GIVEN EXERCISE: Search the data for the word "components" and copy every line where it occurs.

SUPPLIED INFORMATION:
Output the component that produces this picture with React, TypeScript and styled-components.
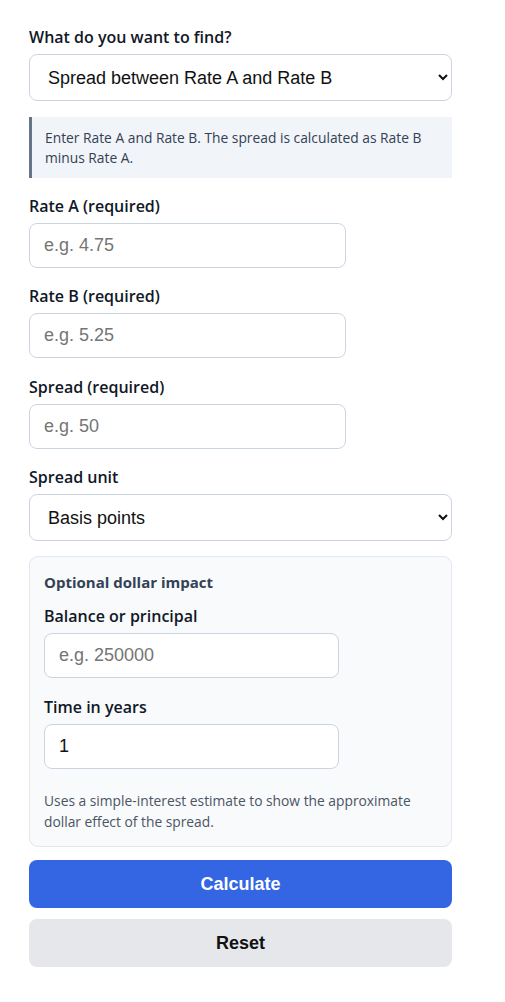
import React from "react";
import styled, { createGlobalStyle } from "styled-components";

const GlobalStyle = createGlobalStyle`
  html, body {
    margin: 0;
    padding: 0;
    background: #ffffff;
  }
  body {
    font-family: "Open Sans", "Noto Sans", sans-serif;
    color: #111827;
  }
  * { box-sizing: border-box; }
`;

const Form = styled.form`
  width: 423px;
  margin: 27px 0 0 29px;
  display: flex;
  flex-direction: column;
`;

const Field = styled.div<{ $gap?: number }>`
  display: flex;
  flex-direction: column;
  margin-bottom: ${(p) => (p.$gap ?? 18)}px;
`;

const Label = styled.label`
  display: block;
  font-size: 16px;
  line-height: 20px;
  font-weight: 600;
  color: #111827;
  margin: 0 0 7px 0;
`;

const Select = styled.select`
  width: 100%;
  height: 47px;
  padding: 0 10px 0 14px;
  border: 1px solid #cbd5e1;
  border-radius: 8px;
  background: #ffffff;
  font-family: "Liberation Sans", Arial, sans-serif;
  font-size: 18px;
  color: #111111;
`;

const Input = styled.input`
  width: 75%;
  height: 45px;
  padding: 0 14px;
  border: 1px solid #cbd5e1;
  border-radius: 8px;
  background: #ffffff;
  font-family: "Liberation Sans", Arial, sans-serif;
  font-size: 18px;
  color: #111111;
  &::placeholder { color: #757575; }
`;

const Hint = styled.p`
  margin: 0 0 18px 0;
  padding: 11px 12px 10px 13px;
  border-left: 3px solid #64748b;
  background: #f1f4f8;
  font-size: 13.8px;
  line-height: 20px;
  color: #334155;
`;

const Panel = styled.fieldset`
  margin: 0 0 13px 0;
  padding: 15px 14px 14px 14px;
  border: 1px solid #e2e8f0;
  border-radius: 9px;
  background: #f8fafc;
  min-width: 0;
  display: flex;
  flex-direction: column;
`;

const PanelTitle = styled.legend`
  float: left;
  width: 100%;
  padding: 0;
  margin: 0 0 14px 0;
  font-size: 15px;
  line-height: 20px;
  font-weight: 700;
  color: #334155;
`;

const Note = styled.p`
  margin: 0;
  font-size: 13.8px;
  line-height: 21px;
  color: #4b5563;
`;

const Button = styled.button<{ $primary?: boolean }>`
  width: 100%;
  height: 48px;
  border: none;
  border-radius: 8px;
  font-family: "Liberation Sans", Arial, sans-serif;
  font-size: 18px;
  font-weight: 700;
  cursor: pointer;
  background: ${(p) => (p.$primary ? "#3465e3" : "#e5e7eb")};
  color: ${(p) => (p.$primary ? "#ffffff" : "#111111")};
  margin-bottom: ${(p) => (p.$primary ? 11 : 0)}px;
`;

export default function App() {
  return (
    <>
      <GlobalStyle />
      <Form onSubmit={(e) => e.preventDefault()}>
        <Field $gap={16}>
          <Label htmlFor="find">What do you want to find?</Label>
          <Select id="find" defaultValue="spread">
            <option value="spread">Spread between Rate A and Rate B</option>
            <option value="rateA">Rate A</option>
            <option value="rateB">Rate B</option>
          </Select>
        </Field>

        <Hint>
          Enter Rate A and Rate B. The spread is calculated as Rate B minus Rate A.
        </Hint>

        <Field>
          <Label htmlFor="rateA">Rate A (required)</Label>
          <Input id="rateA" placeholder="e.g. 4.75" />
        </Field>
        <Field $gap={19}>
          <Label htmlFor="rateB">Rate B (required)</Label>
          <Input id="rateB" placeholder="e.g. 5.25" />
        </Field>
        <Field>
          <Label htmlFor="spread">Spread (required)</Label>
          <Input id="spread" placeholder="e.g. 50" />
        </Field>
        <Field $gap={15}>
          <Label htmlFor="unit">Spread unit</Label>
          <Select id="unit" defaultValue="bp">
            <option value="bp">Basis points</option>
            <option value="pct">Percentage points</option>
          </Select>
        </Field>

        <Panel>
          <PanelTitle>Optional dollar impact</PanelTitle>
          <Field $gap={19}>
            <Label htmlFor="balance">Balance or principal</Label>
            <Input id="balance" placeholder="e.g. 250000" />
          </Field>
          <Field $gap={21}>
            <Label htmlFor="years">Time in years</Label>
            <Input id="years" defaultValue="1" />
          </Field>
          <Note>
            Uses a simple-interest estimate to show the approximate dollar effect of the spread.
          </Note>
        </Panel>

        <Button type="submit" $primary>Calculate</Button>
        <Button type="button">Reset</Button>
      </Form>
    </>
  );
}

CORRECT OUTPUT:
Output the component that produces this picture with React, TypeScript and styled-components.
import styled, { createGlobalStyle } from "styled-components";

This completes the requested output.